[start Recorded information]

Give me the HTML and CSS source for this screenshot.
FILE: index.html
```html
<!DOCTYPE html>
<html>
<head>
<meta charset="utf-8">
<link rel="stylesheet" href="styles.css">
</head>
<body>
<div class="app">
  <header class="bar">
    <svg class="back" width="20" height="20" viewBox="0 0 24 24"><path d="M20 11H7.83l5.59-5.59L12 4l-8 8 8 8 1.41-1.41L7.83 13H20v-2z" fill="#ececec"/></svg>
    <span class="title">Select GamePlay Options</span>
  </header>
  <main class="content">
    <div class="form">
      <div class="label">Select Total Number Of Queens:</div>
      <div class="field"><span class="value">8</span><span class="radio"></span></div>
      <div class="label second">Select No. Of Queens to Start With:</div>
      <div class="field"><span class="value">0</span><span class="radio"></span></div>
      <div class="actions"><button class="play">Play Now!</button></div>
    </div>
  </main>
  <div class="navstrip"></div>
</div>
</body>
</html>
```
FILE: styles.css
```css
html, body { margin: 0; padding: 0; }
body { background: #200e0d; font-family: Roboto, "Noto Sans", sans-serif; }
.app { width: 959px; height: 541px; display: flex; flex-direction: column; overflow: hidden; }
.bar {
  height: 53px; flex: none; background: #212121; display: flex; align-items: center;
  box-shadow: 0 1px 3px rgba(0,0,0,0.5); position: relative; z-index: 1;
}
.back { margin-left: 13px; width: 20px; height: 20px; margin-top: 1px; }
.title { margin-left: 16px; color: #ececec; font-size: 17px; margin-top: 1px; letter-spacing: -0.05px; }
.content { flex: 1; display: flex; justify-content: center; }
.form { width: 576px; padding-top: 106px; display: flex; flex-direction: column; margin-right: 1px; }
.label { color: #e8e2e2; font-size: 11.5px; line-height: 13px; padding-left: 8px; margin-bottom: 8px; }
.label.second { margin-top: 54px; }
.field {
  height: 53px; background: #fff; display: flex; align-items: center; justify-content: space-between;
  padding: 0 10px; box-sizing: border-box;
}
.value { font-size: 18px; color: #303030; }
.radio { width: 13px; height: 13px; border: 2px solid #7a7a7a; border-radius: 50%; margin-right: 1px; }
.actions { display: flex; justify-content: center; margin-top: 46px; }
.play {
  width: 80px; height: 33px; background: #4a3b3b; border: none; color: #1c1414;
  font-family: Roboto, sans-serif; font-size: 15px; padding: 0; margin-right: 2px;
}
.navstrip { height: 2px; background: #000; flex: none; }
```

[end Recorded information]

[Job] Copy out each line exactly as written.

[Output for this task]
Give me the HTML and CSS source for this screenshot.
FILE: index.html
```html
<!DOCTYPE html>
<html>
<head>
<meta charset="utf-8">
<link rel="stylesheet" href="styles.css">
</head>
<body>
<div class="app">
  <header class="bar">
    <svg class="back" width="20" height="20" viewBox="0 0 24 24"><path d="M20 11H7.83l5.59-5.59L12 4l-8 8 8 8 1.41-1.41L7.83 13H20v-2z" fill="#ececec"/></svg>
    <span class="title">Select GamePlay Options</span>
  </header>
  <main class="content">
    <div class="form">
      <div class="label">Select Total Number Of Queens:</div>
      <div class="field"><span class="value">8</span><span class="radio"></span></div>
      <div class="label second">Select No. Of Queens to Start With:</div>
      <div class="field"><span class="value">0</span><span class="radio"></span></div>
      <div class="actions"><button class="play">Play Now!</button></div>
    </div>
  </main>
  <div class="navstrip"></div>
</div>
</body>
</html>
```
FILE: styles.css
```css
html, body { margin: 0; padding: 0; }
body { background: #200e0d; font-family: Roboto, "Noto Sans", sans-serif; }
.app { width: 959px; height: 541px; display: flex; flex-direction: column; overflow: hidden; }
.bar {
  height: 53px; flex: none; background: #212121; display: flex; align-items: center;
  box-shadow: 0 1px 3px rgba(0,0,0,0.5); position: relative; z-index: 1;
}
.back { margin-left: 13px; width: 20px; height: 20px; margin-top: 1px; }
.title { margin-left: 16px; color: #ececec; font-size: 17px; margin-top: 1px; letter-spacing: -0.05px; }
.content { flex: 1; display: flex; justify-content: center; }
.form { width: 576px; padding-top: 106px; display: flex; flex-direction: column; margin-right: 1px; }
.label { color: #e8e2e2; font-size: 11.5px; line-height: 13px; padding-left: 8px; margin-bottom: 8px; }
.label.second { margin-top: 54px; }
.field {
  height: 53px; background: #fff; display: flex; align-items: center; justify-content: space-between;
  padding: 0 10px; box-sizing: border-box;
}
.value { font-size: 18px; color: #303030; }
.radio { width: 13px; height: 13px; border: 2px solid #7a7a7a; border-radius: 50%; margin-right: 1px; }
.actions { display: flex; justify-content: center; margin-top: 46px; }
.play {
  width: 80px; height: 33px; background: #4a3b3b; border: none; color: #1c1414;
  font-family: Roboto, sans-serif; font-size: 15px; padding: 0; margin-right: 2px;
}
.navstrip { height: 2px; background: #000; flex: none; }
```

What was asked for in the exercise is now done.